Depuis 2018, la CCPM a pris en main la compétence eau et assainissement sur un territoire à la géographie complexe et aux ressources fragiles. Aussi pour sécuriser l’accès à l’eau potable sur l’ensemble du territoire, y compris les communes les plus isolées, la collectivité a posé les bases d’un maillage hydraulique progressif, pensé comme une « toile d’araignée ».
La commune de Valoreille, alimentée depuis un captage très sensible à la sécheresse, a été régulièrement ravitaillée par camions-citernes depuis 2020. Les coûts exorbitants et l’empreinte carbone élevée ont poussé la CCPM à engager un travail de fond, intégrant des solutions techniques innovantes et un chantier vert.
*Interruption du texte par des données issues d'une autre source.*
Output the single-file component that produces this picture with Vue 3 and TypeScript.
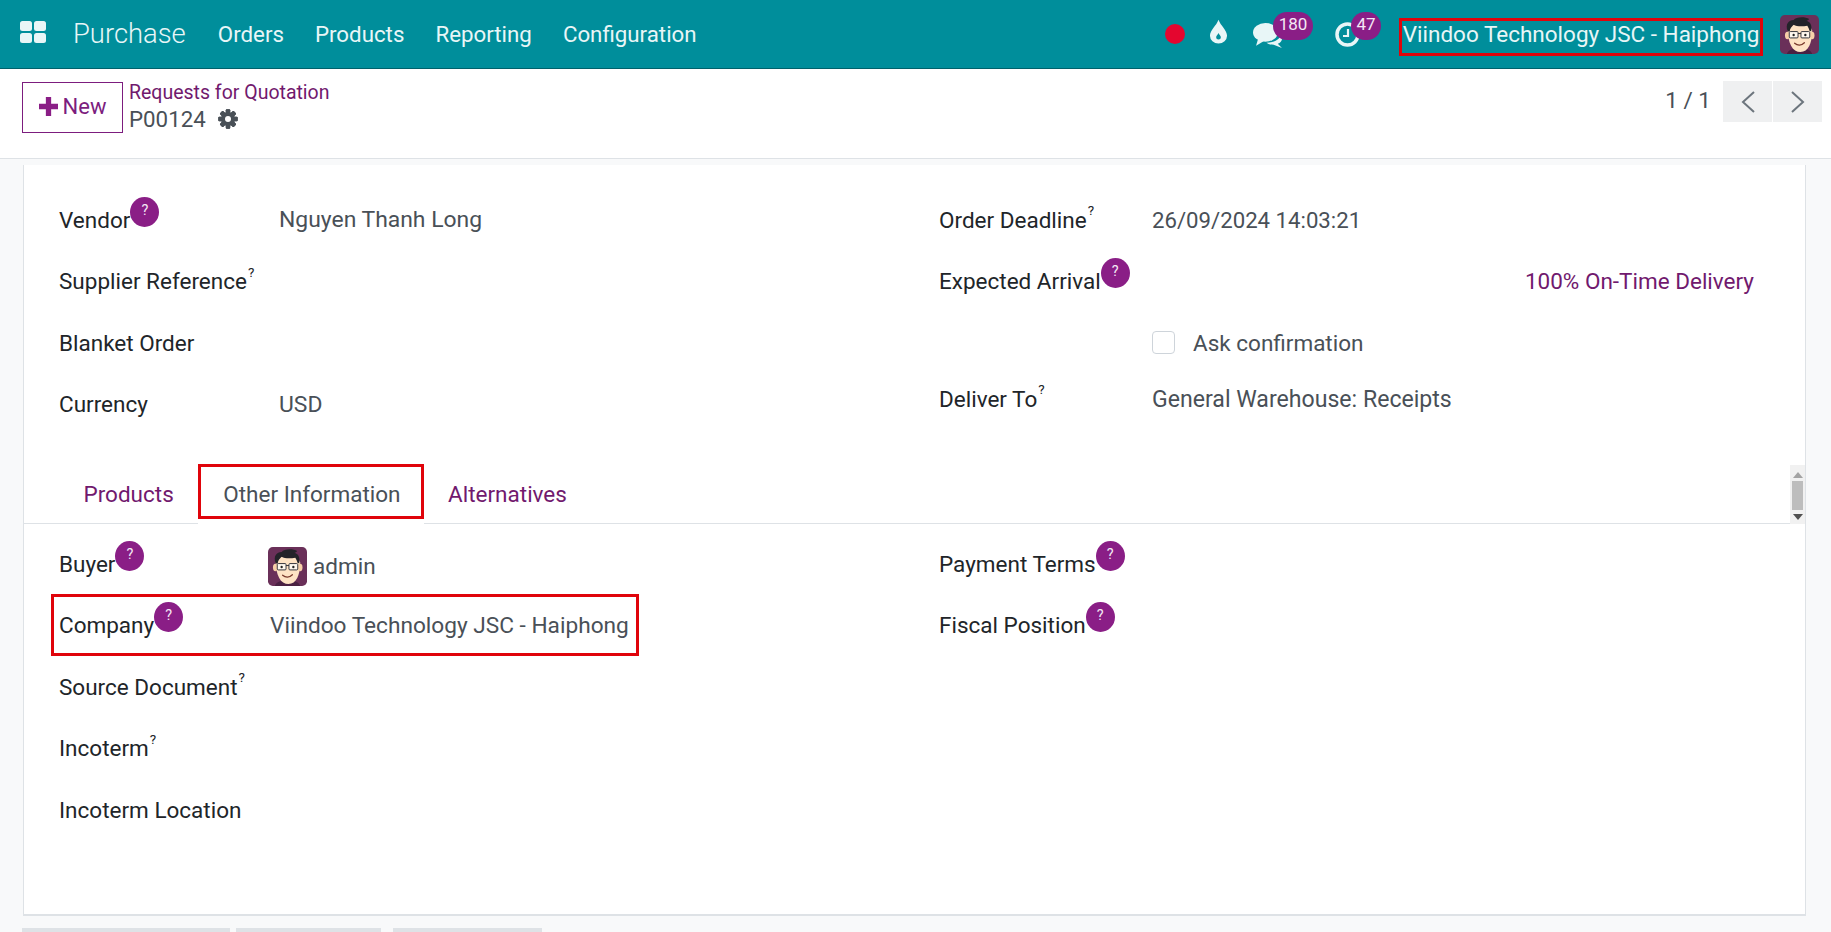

À la clé : un projet ambitieux d’interconnexion entre Valoreille et Saint-Hippolyte, première pierre d’un maillage plus vaste, à l’échelle du territoire et au-delà.









Entretien avec Julien Klinguer et Georges Henry

Ce projet est présenté par :
- Georges Henry, responsable Services Eau et Technique à la Communauté de communes du Pays de Maîche (CCPM)
- Julien Klinguer, Directeur du pôle environnement et ingénierie à la Communauté de communes du Pays de Maîche (CCPM), Directeur des services techniques et Directeur général Adjoint de la Ville de Maîche
Parole de collectivité
Afin de vous permettre de mieux appréhender la mise en place des projets de gestion de l’eau sur votre territoire, aquagir part à la rencontre d’élus et de porteurs de projets qui sont passés à l’action
Comment le sujet s’est-il imposé à l’agenda de la Communauté de communes du Pays de Maîche ?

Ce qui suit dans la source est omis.